PDG is one of several data center operators capitalizing on the expansion of global technology companies in fast-growing regions such as India and Southeast Asia. The company has built 1 gigawatt of energy-hungry capacity over the past six years, and now expects to double that capacity in roughly half the time as demand for AI data centers surges from Mumbai to Singapore, Salgame said.
“With the speed of AI, we can probably get to 1 gigawatt in half the time, so three years from now, maybe sooner,” he said.
PDG, whose investors include the Ontario Teachers’ Pension Plan and the United Arab Emirates sovereign wealth fund Mubadala Investments, owns data centers in several countries, including key markets such as India and China. The company secured $280 million in green loans to fund the $1.5 billion project and began operating the first phase of a 150-megawatt data center in Johor, Malaysia in early July.

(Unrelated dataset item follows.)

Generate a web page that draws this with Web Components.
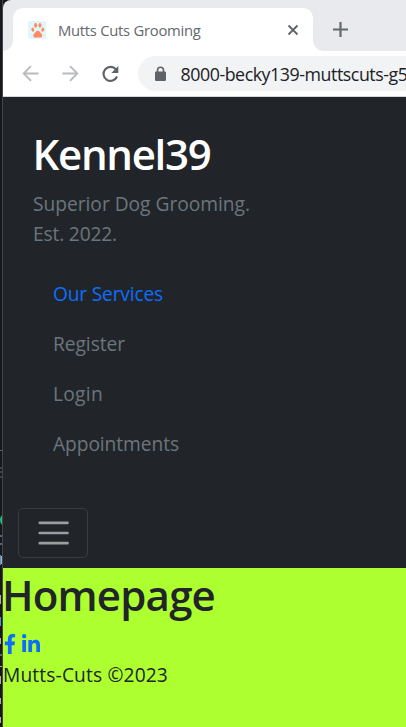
<!DOCTYPE html>
<html lang="en"><head><meta charset="utf-8"><title>Mutts Cuts Grooming</title>
<style>html,body{margin:0;height:727px;overflow:hidden;background:#17181b;font-family:"Open Sans","Noto Sans",sans-serif}</style></head>
<body><app-window></app-window>
<script>
const define=(name,html,ready)=>customElements.define(name,class extends HTMLElement{
  connectedCallback(){
    if(this.shadowRoot)return;
    const t=document.createElement('template');t.innerHTML=html;
    this.attachShadow({mode:'open'}).append(t.content.cloneNode(true));
    if(ready)ready(this);
  }
});
/* A line of text tracked to occupy the width given in its "w" attribute. */
define('tracked-text','<style>:host{display:block;width:max-content;white-space:pre}</style><span><slot></slot></span>',el=>{
  const n=el.textContent.length,w=el.getBoundingClientRect().width;
  el.style.letterSpacing=((+el.getAttribute('w')-w)/n)+'px';
});
define('paw-icon',`<style>:host{display:block;width:18px;height:20px}svg{display:block}</style>
<svg width="18" height="20" viewBox="0 0 18 20"><rect x="0" y="1" width="18" height="18" rx="2" fill="#e0f6fa"/><g fill="#ff8a5e"><ellipse cx="7.600" cy="5.300" rx="1.500" ry="2.400"/><ellipse cx="12" cy="5.300" rx="1.500" ry="2.400"/><ellipse cx="4.800" cy="9.700" rx="1.400" ry="2.100" transform="rotate(-15 4.800 9.700)"/><ellipse cx="14.800" cy="9.700" rx="1.400" ry="2.100" transform="rotate(15 14.800 9.700)"/><path d="M9.800 10.800c-1.800 0-2.300 1.700-3.600 3-1.500 1.600-.9 3.800 1 3.800h5.200c1.900 0 2.500-2.200 1-3.800-1.300-1.300-1.800-3-3.600-3z"/></g></svg>`);
define('tab-strip',`<style>:host{display:flex;height:51px;background:#e8eaed;border-radius:8px 0 0;box-sizing:border-box;padding:8px 0 0 10px;font-size:14.8px;color:#65686c}
.tab{position:relative;display:flex;align-items:center;box-sizing:border-box;width:300px;height:43px;background:#fff;border-radius:10px 10px 0 0;padding:0 14px 0 15px}
.tab:before,.tab:after{content:"";position:absolute;bottom:0;width:10px;height:10px}
.tab:before{left:-10px;background:radial-gradient(circle at 0 0,#e8eaed 9.5px,#fff 10px)}
.tab:after{right:-10px;background:radial-gradient(circle at 100% 0,#e8eaed 9.5px,#fff 10px)}
tracked-text{margin-left:12px}.x{margin-left:auto}.plus{margin:13px 0 0 19px}</style>
<div class="tab"><paw-icon></paw-icon><tracked-text w="142.5">Mutts Cuts Grooming</tracked-text><svg class="x" width="12" height="12" viewBox="0 0 12 12"><path d="M1.500 1.500l9 9m0-9l-9 9" stroke="#5f6368" stroke-width="1.800"/></svg></div>
<svg class="plus" width="17" height="17" viewBox="0 0 17 17"><path d="M8.500 1v15M1 8.500h15" stroke="#65686c" stroke-width="2.200"/></svg>`);
define('address-bar',`<style>:host{display:flex;align-items:center;box-sizing:border-box;height:46px;background:#fff;border-bottom:1px solid #d5d7da;padding-left:19px}
svg{flex:none}.fwd{margin-left:23px}.reload{margin-left:21px}.pill{display:flex;align-items:center;flex:1;margin-left:18px;min-width:0;height:35px;background:#f1f3f4;border-radius:18px 0 0 18px;overflow:hidden;padding-left:16px;font-size:17.8px;color:#202124}tracked-text{margin-left:13.500px}</style>
<svg width="17" height="17" viewBox="0 0 17 17" fill="none" stroke="#b9bbbd" stroke-width="1.900"><path d="M16.500 8.500H2M9 1.200L1.700 8.500 9 15.800"/></svg>
<svg class="fwd" width="17" height="17" viewBox="0 0 17 17" fill="none" stroke="#b9bbbd" stroke-width="1.900"><path d="M.5 8.500H15M8 1.200l7.300 7.300L8 15.800"/></svg>
<svg class="reload" width="20" height="18" viewBox="0 0 20 18"><path d="M16 4.500a7 7 0 1 0 1 7" fill="none" stroke="#5f6368" stroke-width="2.100"/><path d="M18.300 1v7h-7z" fill="#5f6368"/></svg>
<div class="pill"><svg width="13" height="16" viewBox="0 0 13 16"><path d="M3.500 6V4.200a3 3 0 0 1 6 0V6" fill="none" stroke="#5f6368" stroke-width="1.600"/><rect x="1" y="5.500" width="11" height="9.500" rx="1.300" fill="#5f6368"/></svg><tracked-text w="227">8000-becky139-muttscuts-g5</tracked-text></div>`);
define('nav-link','<style>:host{display:flex;align-items:center;height:50px;color:#6c757d}:host([active]){color:#0d6efd}</style><slot></slot>');
define('menu-toggle',`<style>:host{display:flex;align-items:center;justify-content:center;box-sizing:border-box;width:70px;height:50px;border:1px solid #393d41;border-radius:5px}</style>
<svg width="38" height="38" viewBox="0 0 30 30"><path stroke="#9b9d9f" stroke-linecap="round" stroke-width="2" d="M4.500 7h22M4.500 15h22M4.500 23h22"/></svg>`);
define('site-nav',`<style>:host{display:flex;flex-direction:column;box-sizing:border-box;height:471px;background:#212529;padding:27px 15px 10px;font-size:19.2px}
.brand{color:#fff;font-size:42px;font-weight:570;line-height:60px;margin-left:14.5px}.tag{color:#6c757d;line-height:30px;margin:5px 0 19px 15px}.links{margin-left:35px}menu-toggle{margin-top:auto}</style>
<tracked-text class="brand" w="178">Kennel39</tracked-text>
<div class="tag"><tracked-text w="217">Superior Dog Grooming.</tracked-text><tracked-text w="84">Est. 2022.</tracked-text></div>
<div class="links"><nav-link active><tracked-text w="110">Our Services</tracked-text></nav-link><nav-link><tracked-text w="72">Register</tracked-text></nav-link><nav-link><tracked-text w="50">Login</tracked-text></nav-link><nav-link><tracked-text w="126">Appointments</tracked-text></nav-link></div>
<menu-toggle></menu-toggle>`);
define('home-content',`<style>:host{display:block;flex:1;background:#adff2f;color:#212529;font-size:19.2px}.title{font-size:42px;font-weight:570;line-height:54px;margin-left:-1px}.social{display:flex;gap:6px;height:20px;margin:12px 0 0 .5px}.foot{line-height:30px;margin-top:6px}svg{display:block}</style>
<tracked-text class="title" w="213">Homepage</tracked-text>
<div class="social"><svg width="12" height="20" viewBox="0 0 320 512" preserveAspectRatio="none" fill="#0d6efd"><path d="M279 288l14-93h-89v-60c0-25 12-50 52-50h41V6s-37-6-72-6C152 0 104 44 104 124v71H23v93h81v224h100V288z"/></svg><svg width="18" height="18" viewBox="0 0 448 448" fill="#0d6efd"><path d="M100 448H7V149h93zM54 108a54 54 0 1 1 0-108 54 54 0 0 1 0 108zM448 448h-93V302c0-34-1-79-48-79-49 0-56 38-56 77v148h-93V149h89v41h1c13-24 43-48 88-48 94 0 112 62 112 142z"/></svg></div>
<tracked-text class="foot" w="165">Mutts-Cuts ©2023</tracked-text>`);
/* The sliver of the editor visible behind the browser's left edge. */
define('back-edge',`<style>:host{display:block;width:3px;height:727px;background:#17181b;border-right:1px solid #454648;box-sizing:border-box}svg{display:block}</style>
<svg width="2" height="727" viewBox="0 0 2 727"><path d="M0 450.500h2M0 468h2M0 472h2M0 477h2" stroke="#66686a"/><path d="M2 515q-4 5 0 10z" fill="#23b982"/><path d="M0 536h2M0 544h2M0 655h2" stroke="#91b8d9"/><path d="M0 555h1v10H0zM0 617h1v9H0z" fill="#419bd5"/><path d="M1 556h1v8H1zM0 595h1v9H0zM0 638h1v6H0zM0 666h2v1H0zM0 676h1v8H0zM0 698h1v6H0zM0 717h1v6H0z" fill="#b8aaa0"/></svg>`);
define('app-window',`<style>:host{display:flex;width:406px;height:727px;overflow:hidden}main{display:flex;flex-direction:column;flex:1;min-width:0}</style>
<back-edge></back-edge><main><tab-strip></tab-strip><address-bar></address-bar><site-nav></site-nav><home-content></home-content></main>`);
</script></body></html>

The world invested almost $22 billion in data center construction in the first five months of the year, reflecting the increasingly important role data centers play in supporting the expanding digital economy, according to a Linklaters report.
“We expect our capacity to grow by 70 to 200 percent over the next few years,” Salgame said, “which means we will be building many more facilities than we thought possible two years ago. This will be the same for all our markets: Indonesia, Malaysia, Japan and India.”